List of logs that have at least one record currently present in LogsDB, per shard. Doesn't include internal logs (metadata logs, event log, config log). Note that it is possible that all the existing records are behind the trim point but haven't been removed from the DB yet (by dropping or compacting partitions); see also the "rocksdb-partition-compaction-schedule" setting.

Column	Type	Description
node_id	int	Node ID this row is for.
log_id	log_id	Log ID present in this shard.
shard	long	Shard that contains this log.
highest_lsn	lsn	Highest LSN that this shard has ever seen for this log.
highest_partition	long	ID of the highest LogsDB partition that contains at least one record for this log.

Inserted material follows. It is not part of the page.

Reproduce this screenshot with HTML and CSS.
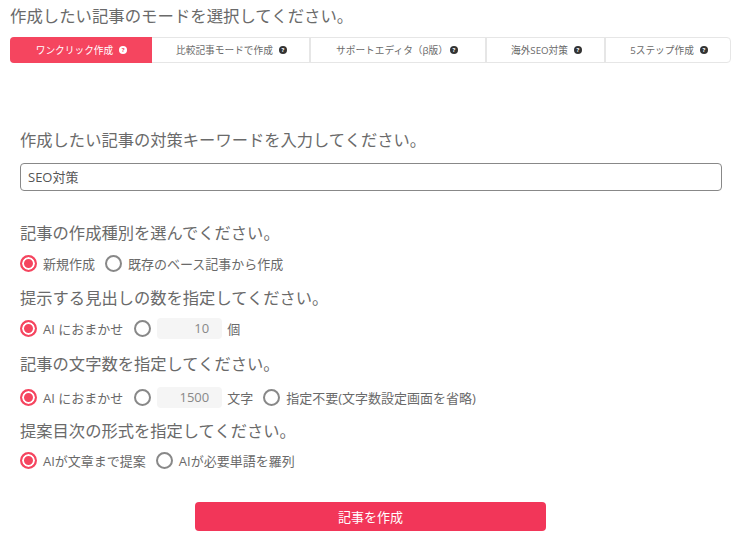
FILE: index.html
```html
<!DOCTYPE html>
<html lang="ja">
<head>
    <meta charset="UTF-8">
    <title>記事を作成</title>
    <link rel="stylesheet" href="styles.css">
</head>
<body>
    <p class="page-title">作成したい記事のモードを選択してください。</p>

    <div class="tabs">
        <div class="tab tab-active tab-1">ワンクリック作成 <span class="help">?</span></div>
        <div class="tab tab-2">比較記事モードで作成 <span class="help">?</span></div>
        <div class="tab tab-3">サポートエディタ（β版） <span class="help">?</span></div>
        <div class="tab tab-4">海外SEO対策 <span class="help">?</span></div>
        <div class="tab tab-5">5ステップ作成 <span class="help">?</span></div>
    </div>

    <div class="form">
        <p class="heading keyword-heading">作成したい記事の対策キーワードを入力してください。</p>
        <input type="text" class="keyword" value="SEO対策">

        <p class="heading kind-heading">記事の作成種別を選んでください。</p>
        <div class="options">
            <label class="option"><span class="radio checked"></span>新規作成</label>
            <label class="option"><span class="radio"></span>既存のベース記事から作成</label>
        </div>

        <p class="heading">提示する見出しの数を指定してください。</p>
        <div class="options">
            <label class="option"><span class="radio checked"></span>AI におまかせ</label>
            <label class="option number-option"><span class="radio"></span><span class="number">10</span>個</label>
        </div>

        <p class="heading length-heading">記事の文字数を指定してください。</p>
        <div class="options length-options">
            <label class="option"><span class="radio checked"></span>AI におまかせ</label>
            <label class="option number-option"><span class="radio"></span><span class="number">1500</span>文字</label>
            <label class="option"><span class="radio"></span>指定不要(文字数設定画面を省略)</label>
        </div>

        <p class="heading format-heading">提案目次の形式を指定してください。</p>
        <div class="options format-options">
            <label class="option"><span class="radio checked"></span>AIが文章まで提案</label>
            <label class="option"><span class="radio"></span>AIが必要単語を羅列</label>
        </div>

        <button class="submit">記事を作成</button>
    </div>
</body>
</html>
```

FILE: styles.css
```css
body {
    margin: 0;
    background-color: white;
    font-family: "Open Sans", "Noto Sans CJK JP", sans-serif;
    color: #6a6a6a;
    overflow: hidden;
}

p {
    margin: 0;
}

.page-title {
    margin: 5px 0 0 10px;
    font-size: 16.4px;
    line-height: 22px;
}

.tabs {
    display: flex;
    width: 721px;
    height: 26px;
    margin: 10px 0 0 10px;
    box-sizing: border-box;
    border: 1px solid #e6e6e6;
    border-radius: 4px;
}

.tab {
    display: flex;
    align-items: center;
    justify-content: center;
    gap: 6px;
    padding-left: 2px;
    box-sizing: border-box;
    font-size: 9.7px;
    border-right: 2px solid #e6e6e6;
}

.tab-1 { width: 141px; }
.tab-2 { width: 159px; }
.tab-3 { width: 176px; gap: 2px; padding-right: 4px; }
.tab-4 { width: 119px; }
.tab-5 { flex: 1; border-right: none; }

.tab-active {
    margin: -1px 0 -1px -1px;
    width: 142px;
    padding-left: 1px;
    border: none;
    border-radius: 4px 0 0 4px;
    background-color: #f5455f;
    color: white;
}

.help {
    display: inline-block;
    width: 8px;
    height: 8px;
    border-radius: 50%;
    background-color: #333;
    color: white;
    font-size: 6px;
    font-weight: bold;
    line-height: 8px;
    text-align: center;
}

.tab-active .help {
    background-color: white;
    color: #f5455f;
}

.form {
    margin: 0 13px 0 20px;
}

.heading {
    font-size: 16.3px;
    line-height: 22px;
    margin-top: 12px;
}

.keyword-heading {
    margin-top: 66px;
}

.kind-heading {
    margin-top: 31px;
}

.length-heading {
    margin-top: 13px;
}

.format-heading {
    margin-top: 11px;
}

.keyword {
    display: block;
    width: 100%;
    height: 28px;
    margin-top: 12px;
    padding: 0 7px 2px;
    box-sizing: border-box;
    border: 1px solid #888;
    border-radius: 4px;
    font-family: inherit;
    font-size: 13px;
    color: #555;
}

.options {
    display: flex;
    align-items: center;
    gap: 10px;
    height: 24px;
    margin-top: 7px;
    font-size: 13px;
}

.length-options {
    margin-top: 10px;
}

.format-options {
    margin-top: 6px;
}

.option {
    display: flex;
    align-items: center;
}

.number-option {
    margin-left: 1px;
}

.radio {
    width: 17px;
    height: 17px;
    margin-right: 6px;
    box-sizing: border-box;
    border: 2px solid #888;
    border-radius: 50%;
    background-color: white;
}

.radio.checked {
    border-color: #f5455f;
    background-color: #f5455f;
    box-shadow: inset 0 0 0 2px white;
}

.number {
    width: 65px;
    height: 21px;
    margin-right: 5px;
    padding-right: 13px;
    box-sizing: border-box;
    border-radius: 4px;
    background-color: #f5f5f5;
    color: #888;
    line-height: 21px;
    text-align: right;
}

.submit {
    display: block;
    width: 351px;
    height: 29px;
    margin: 30px 0 0 175px;
    border: none;
    border-radius: 4px;
    background-color: #f23659;
    color: white;
    font-family: inherit;
    font-size: 13px;
}
```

You can use the "partitions" table to inspect LogsDB partitions.
highest_timestamp_approx	time	Approximate value of the highest timestamp of records for this log on this shard. This is an upper bound, as long as timestamps are non-decreasing with LSN in this log. Can be overestimated by up to "rocksdb-partition-duration" setting.

sync_sequencer_requests

List the currently running SyncSequencerRequests on that cluster. See "logdevice/common/SyncSequencerRequest.h".

Column	Type	Description
node_id	int	Node ID this row is for.
log_id	log_id	Log ID the SyncSequencerRequest is for.
until_lsn	lsn	Next LSN retrieved from the sequencer.
last_released_lsn	lsn	Last released LSN retrieved from the sequencer.
last_status	string	Status of the last GetSeqStateRequest performed by SyncSequencerRequest.